И роль Холтоффа я в своей жизни не переоцениваю, ничего я там особенного не сыграл. Да и странно это, когда актер называет какую-то свою роль знаковой, важной, успешной. Это как если бы хлебопек говорил, а вот двадцать четыре года назад, пятого мая, я такой батон выпек, до сих пор гордость разбирает! К своему делу нужно относиться ответственно, но не переигрывать.

Так в чем же тайна "Семнадцати мгновений весны"?

Когда начали показывать "Семнадцать мгновений весны", я с семьей был на отдыхе в Одессе. И да, это правда, что во время показов город вымирал, продавщицы мороженного уходили по домам, жулики переставали воровать, и все затихало. В чем тут тайна, я не знаю. Но думаю, что Татьяна Лиознова со своим фильмом попала тогда в нерв времени. Именно тогда, окончательно оправившись после Второй мировой войны, восстановил города и экономики, человечество начало задумывать, а как так вышло вообще, что этот фашистский кошмар стал возможен? Откуда появился Освенцим? Как так получилось, что милые домохозяйки со слезами на глазах кричали "Хайль Гитлер"? Помню, был такой дирижер Гербер фон Караян, и он был в СС, и его спросили как-то - маэстро, вот вы дирижируете Моцартом, Бетховеном, как же вы могли быть в СС? А он ответил: Да, ерунду спрашиваете, у нас полстраны было в СС. Вот мир пытался понять, как такое возможно. И Лиознова в этом понимании, пожалуй, продвинулась дальше всех, показав нам то, что нормальный совершенно человек может поклоняться свастике. Думаю, что этот фильм со временем будут смотреть именно для того, чтобы разобраться в природе фашизма, а не для того, чтобы полюбоваться работой великих актеров.

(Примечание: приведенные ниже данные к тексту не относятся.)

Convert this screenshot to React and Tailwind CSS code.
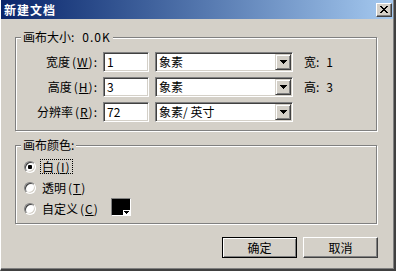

Я помню, как началась война

Когда началась война, я был во дворе нашего дома на Рождественском бульваре. К нам во двор привезли на грузовике картошку, и меня послали купить пять кило, а дворовые друзья меня в тот момент учили всяким выражениям. У них не очень это получилось, и я гордый вернулся домой, а там уже плакали женщины, они услышали речь Молотова.

Сначала нас, детей, отправили в какой-то пионерский лагерь, потому что среди народа было мнение, что мы фашистов быстро поколотим, и далеко уезжать нет смысла.

А потом за нами на "полуторке" примчалась мама, мы погрузились в кузов, и в этот момент над нами кружил немецкий самолет. "Полуторка" с шоссе свернула в поле и бешено понеслась к роще. Мама в этот момент бросила нас, детей, на дно, прикрыла своим телом…

Какое-то время мы пробыли в Москве, а затем мама получила направление в Туркмению, где работала в госпитале. Мама была специалистом по переливанию крови.

Я часто ходил в госпиталь, общался с ранеными, у меня там даже друзья появились.

Я тогда только пошел в первый класс, конечно, я мало что понимал, мало что обобщал. Понимание ужаса всего происходящего пришло потом. И оно уже никогда не отступало.